Once upon a time, I was AFRAID of chili.
Like many kids, I used to bite my nails. Unlike many kids, my parents were sadomasochistic. Instead of popping down to the nearest chemist and buying some “Stop ‘n’ Grow”, mine would dunk my fingertips in cayenne pepper or hot chili powder. A rather crude and abusive way of getting me to kick the bad habit I think, and solely responsible for my aversion to anything even mildly hot or spicy until my mid teens. Years later, I’ve forgiven my parents for their ‘tough-love’ – my nails look normal, and more importantly my tastes buds have developed and I now love anything with a bit of a fiery kick.
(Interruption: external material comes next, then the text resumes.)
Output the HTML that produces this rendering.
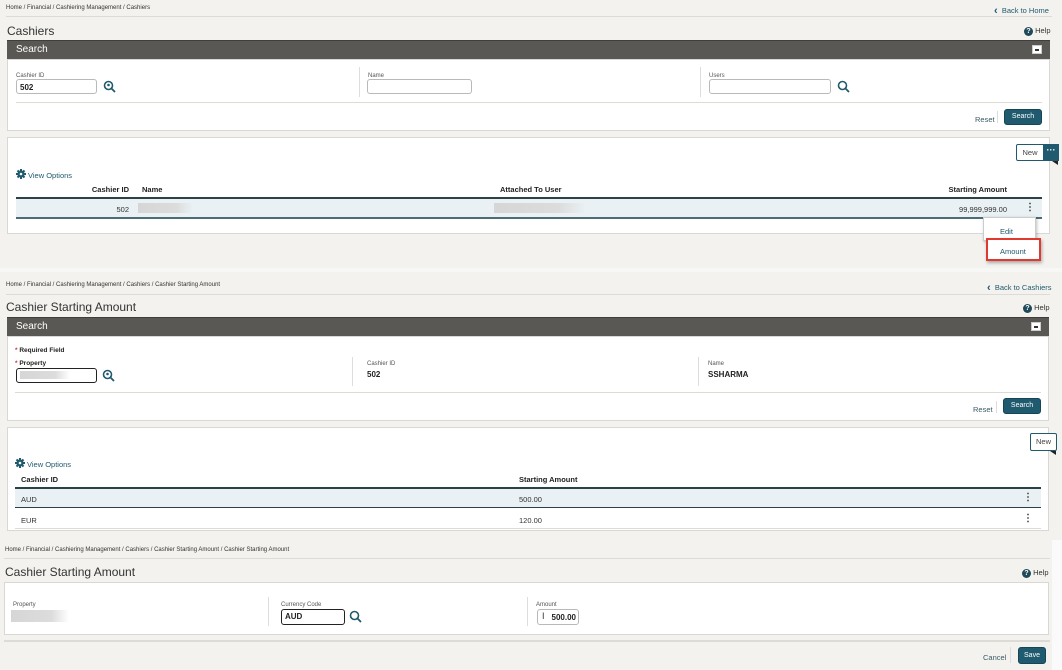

I can’t remember what turned me or at which moment I became a chili fan, but it’s something I can’t get enough these days. It’s not the pure heat I crave (although I have been known to challenge colleagues over Mad Dog 357), I prefer something with more depth, or flavour layers.
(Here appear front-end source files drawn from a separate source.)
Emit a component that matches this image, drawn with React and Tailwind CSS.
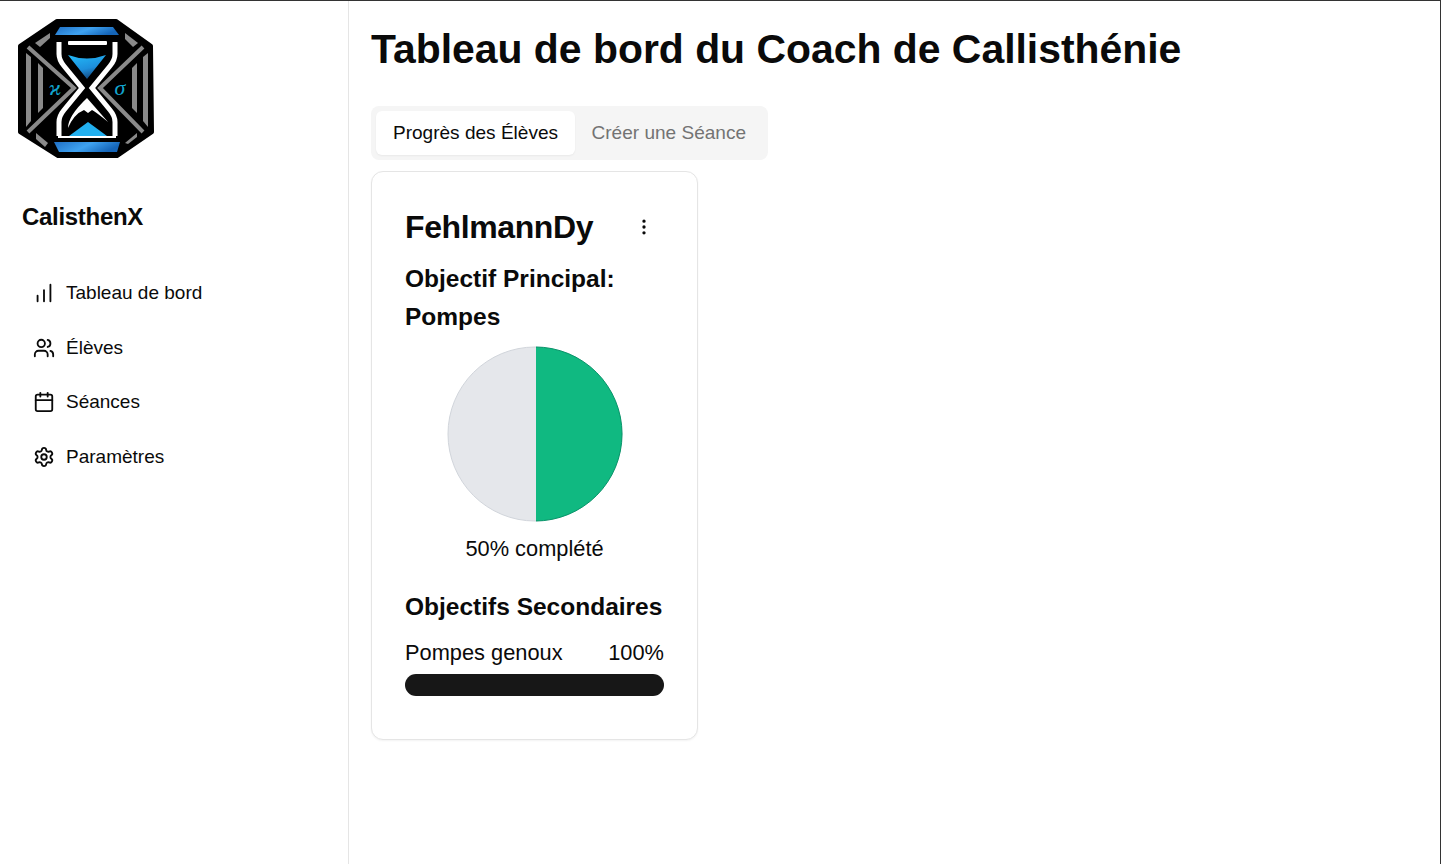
import React from 'react';
import { ChartNoAxesColumnIncreasing, Users, Calendar, Settings, MoreVertical } from 'lucide-react';

const navItems = [
  { label: 'Tableau de bord', icon: ChartNoAxesColumnIncreasing },
  { label: 'Élèves', icon: Users },
  { label: 'Séances', icon: Calendar },
  { label: 'Paramètres', icon: Settings },
];

function Logo() {
  return (
    <svg width="136" height="140" viewBox="18 19 136 140" className="block">
      <defs>
        <linearGradient id="bar" x1="0" y1="0" x2="1" y2="0.3">
          <stop offset="0" stopColor="#1f6fc4" />
          <stop offset="0.55" stopColor="#3fa2f0" />
          <stop offset="1" stopColor="#1565b8" />
        </linearGradient>
        <linearGradient id="sand" x1="0.3" y1="0" x2="0.7" y2="1">
          <stop offset="0" stopColor="#22b5f5" />
          <stop offset="0.55" stopColor="#1d8fdc" />
          <stop offset="1" stopColor="#123e70" />
        </linearGradient>
      </defs>
      <polygon points="57,21 116,21 151,46 152,132 117,156 58,156 20,132 20,46" fill="#000" stroke="#000" strokeWidth="4" strokeLinejoin="round" />
      <polygon points="55,35 60,27 113,27 119,35" fill="url(#bar)" />
      <polygon points="54,142 120,142 117,152 59,152" fill="url(#bar)" />
      <g fill="#8a8a8a">
        <polygon points="26,53 31,57 31,121 26,127" />
        <polygon points="38,63 43,68 43,108 38,113" />
        <polygon points="148,53 143,57 143,121 148,127" />
        <polygon points="137,63 132,68 132,108 137,113" />
        <polygon points="35,43 50,33 50,38 40,47" />
        <polygon points="125,33 138,43 133,47 125,39" />
        <polygon points="36,133 48,143 45,147 36,139" />
        <polygon points="125,143 137,133 137,137 128,144" />
      </g>
      <g fill="none" stroke="#8a8a8a" strokeWidth="4">
        <polyline points="28,47 74,88 28,132" />
        <polyline points="143,47 100,88 143,132" />
      </g>
      <g fill="none" stroke="#fff" strokeWidth="5">
        <path d="M59 42 V54 Q59 60 64 66 L82 88 L64 110 Q59 116 59 122 V136" />
        <path d="M115 42 V54 Q115 60 110 66 L92 88 L110 110 Q115 116 115 122 V136" />
      </g>
      <rect x="68" y="41" width="39" height="4" rx="1" fill="#fff" />
      <path d="M68 55 Q87 62 106 55 L87 79 Z" fill="url(#sand)" />
      <polygon points="69,136 107,136 88,122" fill="#22b0f0" />
      <polygon points="58,136 116,136 116,138 58,138" fill="#fff" />
      <path d="M87 98 L108 122 Q96 112 92 110 L88 113 L84 110 Q74 114 68 128 Q68 116 87 98 Z" fill="#fff" />
      <text x="55" y="95" textAnchor="middle" fontFamily="'Liberation Serif', serif" fontStyle="italic" fontSize="22" fill="#12a5cf">ϰ</text>
      <text x="120" y="95" textAnchor="middle" fontFamily="'Liberation Serif', serif" fontStyle="italic" fontSize="22" fill="#12a5cf">σ</text>
    </svg>
  );
}

function Sidebar() {
  return (
    <aside className="w-[349px] shrink-0 border-r border-[#e5e5e5] pl-[18px] pt-[18px]">
      <Logo />
      <h2 className="mt-[43px] ml-1 text-[24px] leading-[30px] font-bold tracking-[-0.3px] text-[#0a0a0a]">CalisthenX</h2>
      <nav className="mt-[34px] ml-[15px] flex flex-col">
        {navItems.map((item) => (
          <div key={item.label} className="flex h-[54.5px] items-center gap-[11px] text-[19px] text-[#0a0a0a]">
            <item.icon size={22} strokeWidth={2} />
            <span>{item.label}</span>
          </div>
        ))}
      </nav>
    </aside>
  );
}

function ProgressCard() {
  return (
    <div className="w-[327px] rounded-xl border border-[#e5e5e5] bg-white px-[33px] pt-[33px] pb-[43px] shadow-xs">
      <div className="flex items-center justify-between pr-[10px]">
        <h3 className="text-[32px] leading-[44px] font-bold tracking-[-0.4px] text-[#0a0a0a]">FehlmannDy</h3>
        <MoreVertical size={20} className="text-[#0a0a0a]" />
      </div>
      <h4 className="mt-[11px] text-[24.5px] leading-[38px] font-bold text-[#0a0a0a]">Objectif Principal: Pompes</h4>
      <div className="mt-[10px] flex flex-col items-center">
        <svg width="176" height="176" viewBox="0 0 176 176">
          <defs>
            <clipPath id="rightHalf">
              <rect x="89" y="0" width="87" height="176" />
            </clipPath>
          </defs>
          <circle cx="88" cy="88" r="87" fill="#e5e7eb" stroke="#d1d5db" strokeWidth="1" />
          <circle cx="88" cy="88" r="87" fill="#10b981" stroke="#059669" strokeWidth="1" clipPath="url(#rightHalf)" />
        </svg>
        <p className="mt-[13px] text-[21.8px] leading-[28px] text-[#0a0a0a]">50% complété</p>
      </div>
      <h4 className="mt-[25px] text-[24.5px] leading-[38px] font-bold text-[#0a0a0a]">Objectifs Secondaires</h4>
      <div className="mt-[13px] flex justify-between text-[21.8px] leading-[28px] text-[#0a0a0a]">
        <span>Pompes genoux</span>
        <span>100%</span>
      </div>
      <div className="mt-[7px] h-[22px] rounded-full bg-[#171717]" />
    </div>
  );
}

export default function App() {
  return (
    <div className="flex h-[864px] border-t border-r border-[#333] bg-white font-['Liberation_Sans',sans-serif]">
      <Sidebar />
      <main className="min-w-0 flex-1 px-[22px]">
        <h1 className="mt-[22px] text-[40.9px] leading-[52px] font-bold text-[#0a0a0a]">Tableau de bord du Coach de Callisthénie</h1>
        <div className="mt-[31px] inline-flex h-[54px] items-center rounded-lg bg-[#f5f5f5] p-[5px]">
          <div className="flex h-[44px] items-center rounded-md bg-white px-[17px] text-[19.05px] text-[#0a0a0a] shadow-xs">Progrès des Élèves</div>
          <div className="flex h-[44px] items-center px-[16.5px] text-[19.05px] text-[#737373]">Créer une Séance</div>
        </div>
        <div className="mt-[11px]">
          <ProgressCard />
        </div>
      </main>
    </div>
  );
}
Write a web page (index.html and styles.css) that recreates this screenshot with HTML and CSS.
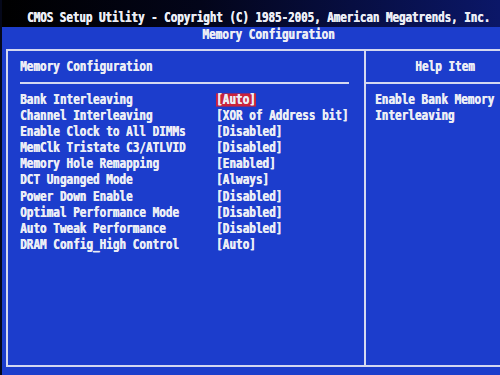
FILE: index.html
```html
<!DOCTYPE html>
<html lang="en">
<head>
  <meta charset="UTF-8">
  <title>CMOS Setup Utility</title>
  <link rel="stylesheet" href="styles.css">
</head>
<body>
  <div class="screen">
    <header class="topbar">
      <span class="txt">CMOS Setup Utility - Copyright (C) 1985-2005, American Megatrends, Inc.</span>
    </header>
    <div class="subtitle"><span class="txt">Memory Configuration</span></div>
    <div class="frame">
      <section class="main-panel">
        <div class="panel-head"><span class="txt">Memory Configuration</span></div>
        <ul class="options">
          <li><span class="label">Bank Interleaving</span><span class="value selected">[Auto]</span></li>
          <li><span class="label">Channel Interleaving</span><span class="value">[XOR of Address bit]</span></li>
          <li><span class="label">Enable Clock to All DIMMs</span><span class="value">[Disabled]</span></li>
          <li><span class="label">MemClk Tristate C3/ATLVID</span><span class="value">[Disabled]</span></li>
          <li><span class="label">Memory Hole Remapping</span><span class="value">[Enabled]</span></li>
          <li><span class="label">DCT Unganged Mode</span><span class="value">[Always]</span></li>
          <li><span class="label">Power Down Enable</span><span class="value">[Disabled]</span></li>
          <li><span class="label">Optimal Performance Mode</span><span class="value">[Disabled]</span></li>
          <li><span class="label">Auto Tweak Performance</span><span class="value">[Disabled]</span></li>
          <li><span class="label">DRAM Config_High Control</span><span class="value">[Auto]</span></li>
        </ul>
      </section>
      <aside class="help-panel">
        <div class="panel-head help-head"><span class="txt">Help Item</span></div>
        <div class="help-text">
          <div class="txt">Enable Bank Memory</div>
          <div class="txt">Interleaving</div>
        </div>
      </aside>
    </div>
  </div>
</body>
</html>
```

FILE: styles.css
```css
body {
  margin: 0;
  background: #000;
}
.screen {
  width: 500px;
  height: 375px;
  overflow: hidden;
  background-color: #1c3dcc;
  border-left: 2px solid #05081a;
  box-sizing: border-box;
  color: #eceef6;
  font-family: "DejaVu Sans Mono", "Liberation Mono", monospace;
  font-weight: bold;
  font-size: 11px;
  white-space: nowrap;
  text-shadow: 0.4px 0 0 #eceef6;
}
/* BIOS glyphs are tall and narrow */
.txt, .options li {
  display: inline-block;
  transform: scaleY(1.32);
}
.topbar {
  height: 27px;
  line-height: 14px;
  padding: 11px 0 0 25px;
  box-sizing: border-box;
  letter-spacing: -0.1px;
  background: linear-gradient(to right, #000 0%, #03051a 40%, #0b1768 100%);
}
.subtitle {
  height: 14px;
  line-height: 14px;
  padding-top: 1px;
  text-align: center;
  padding-left: 35px;
}
.frame {
  display: flex;
  width: 526px;
  height: 318px;
  margin: 7px 0 0 4px;
  border: 2px solid #d4d8f0;
  border-right: none;
  box-sizing: border-box;
}
.main-panel {
  width: 356px;
  padding: 8px 15px 0 12px;
  box-sizing: border-box;
}
.help-panel {
  flex: 1;
  padding-top: 8px;
  border-left: 2px solid #d4d8f0;
}
.panel-head {
  height: 16px;
  line-height: 16px;
  padding-bottom: 7px;
  border-bottom: 2px solid #d4d8f0;
}
.help-head {
  text-align: center;
  padding-right: 8px;
}
.options {
  list-style: none;
  margin: 8px 0 0;
  padding: 0;
}
.options li {
  display: flex;
  height: 16.1px;
  line-height: 16px;
  align-items: center;
}
.label {
  width: 196px;
}
.value.selected {
  display: inline-block;
  line-height: 10px;
  height: 10px;
  background-color: #c9233c;
}
.help-text {
  padding: 8px 0 0 9px;
}
.help-text .txt {
  display: block;
  height: 16px;
  line-height: 16px;
}
```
This addictive holy grail of condiments can be used on just about anything – it packs a lot of fire but also has an intense depth of flavour from the dried scallops, salted fried dace and black beans. It’s really a hybrid between XO Sauce and a more traditional Chili Oil, and suits western food as well as the more obvious asian dishes, from dim sum, noodles and rice to pork chops and even poached eggs (hangover breakfast!).
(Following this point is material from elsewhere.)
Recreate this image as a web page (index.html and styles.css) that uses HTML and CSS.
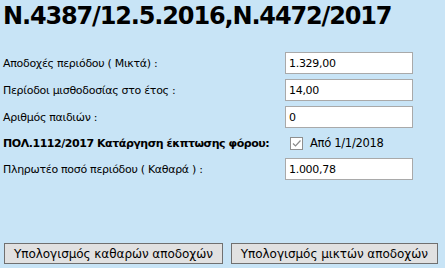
FILE: index.html
```html
<!DOCTYPE html>
<html lang="el">

<head>
    <meta charset="UTF-8">
    <title>Υπολογισμός αποδοχών</title>
    <link rel="stylesheet" href="styles.css">
</head>

<body>
    <div class="page">
        <h1>N.4387/12.5.2016,N.4472/2017</h1>

        <table class="form">
            <tr>
                <td class="label">Αποδοχές περιόδου ( Μικτά) :</td>
                <td><input type="text" class="field" value="1.329,00"></td>
            </tr>
            <tr>
                <td class="label">Περίοδοι μισθοδοσίας στο έτος :</td>
                <td><input type="text" class="field" value="14,00"></td>
            </tr>
            <tr>
                <td class="label">Αριθμός παιδιών :</td>
                <td><input type="text" class="field" value="0"></td>
            </tr>
            <tr>
                <td class="label strong">ΠΟΛ.1112/2017 Κατάργηση έκπτωσης φόρου:</td>
                <td>
                    <div class="check-row">
                        <span class="check">
                            <svg width="11" height="11" viewBox="0 0 11 11">
                                <path d="M2 5.5 L4.5 8 L9.5 2.5" fill="none" stroke="#8a8a8a" stroke-width="1.2"/>
                            </svg>
                        </span>
                        <span class="check-text">Από 1/1/2018</span>
                    </div>
                </td>
            </tr>
            <tr>
                <td class="label">Πληρωτέο ποσό περιόδου ( Καθαρά ) :</td>
                <td><input type="text" class="field" value="1.000,78"></td>
            </tr>
        </table>

        <div class="actions">
            <button class="btn">Υπολογισμός καθαρών αποδοχών</button>
            <button class="btn">Υπολογισμός μικτών αποδοχών</button>
        </div>
    </div>
</body>

</html>
```

FILE: styles.css
```css
body {
    margin: 0;
    padding: 0;
    background-color: #c8e4f6;
    font-family: 'DejaVu Sans', Verdana, sans-serif;
    color: #000;
}

.page {
    padding: 2px 3px;
}

h1 {
    margin: 0 0 22px;
    font-size: 24px;
    font-weight: bold;
    letter-spacing: -1.15px;
}

.form {
    border-collapse: collapse;
}

.form td {
    padding: 0 0 5px;
    vertical-align: middle;
}

.label {
    width: 282px;
    font-size: 11px;
    letter-spacing: -0.3px;
    white-space: nowrap;
}

.label.strong {
    font-weight: bold;
    font-size: 11px;
    letter-spacing: -0.45px;
}

.field {
    display: block;
    box-sizing: border-box;
    width: 128px;
    height: 22px;
    margin: 0;
    padding: 1px 3px;
    border: 1px solid #a9a9a9;
    background: #fff;
    font-family: 'DejaVu Sans', Verdana, sans-serif;
    font-size: 11px;
    letter-spacing: -0.3px;
}

.check-row {
    display: flex;
    align-items: center;
    gap: 7px;
    height: 20px;
    padding-left: 5px;
}

.check {
    display: flex;
    width: 11px;
    height: 11px;
    border: 1px solid #8f8f8f;
    background: #fff;
}

.check-text {
    font-size: 11.5px;
    letter-spacing: -0.3px;
}

.actions {
    display: flex;
    gap: 8px;
    margin-top: 58px;
    padding-left: 1px;
}

.btn {
    height: 21px;
    padding: 0 9px;
    border: 1px solid #707070;
    background: #e1e1e1;
    font-family: 'DejaVu Sans', Verdana, sans-serif;
    font-size: 12px;
    letter-spacing: -0.05px;
    color: #000;
}
```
It’s surprisingly quick to make and lasts a long time. A typical XO sauce normally calls for dried shrimp, I didn’t have any so used 1/2 a tin of Salted Fried Dace with Black Beans (Dau Si Laing Yiu) – you can get hold of this in any chinese supermarket.
10 cloves garlic, finely chopped 1 inch ginger, finely chopped Small handful of dried scallops 1/2 tin Dau Si Laing Yiu – Fried Salted Dace with Black Beans Rapeseed oil – approx 150ml Steam the dried scallops in a bamboo steamer for 10 minutes then blitz in a food processor till you have fine shreds. Blitz the birds eye chilis till you have a coarse mix. Take 1/2 tin of Salted Fried Dace with Black Bean and finely chop. Add a couple of tablespoons of a neutral oil to a pan and set on a low heat. Add the garlic, ginger, scallops and salted dace with black beans and cook for about 20 minutes, stirring occasionally to stop it from catching. The mix will turn a deep brown colour. Take off the heat and stir in the dried chili. Transfer to a sterilised jar. Heat approx 150ml of neutral oil in a pan till its hot but not smoking. Then pour into the jar over the chili mix. Give it a thorough stir, then seal and allow to mingle for at least a few days before using. Add a teaspoon or two during cooking or drizzle generously at the end.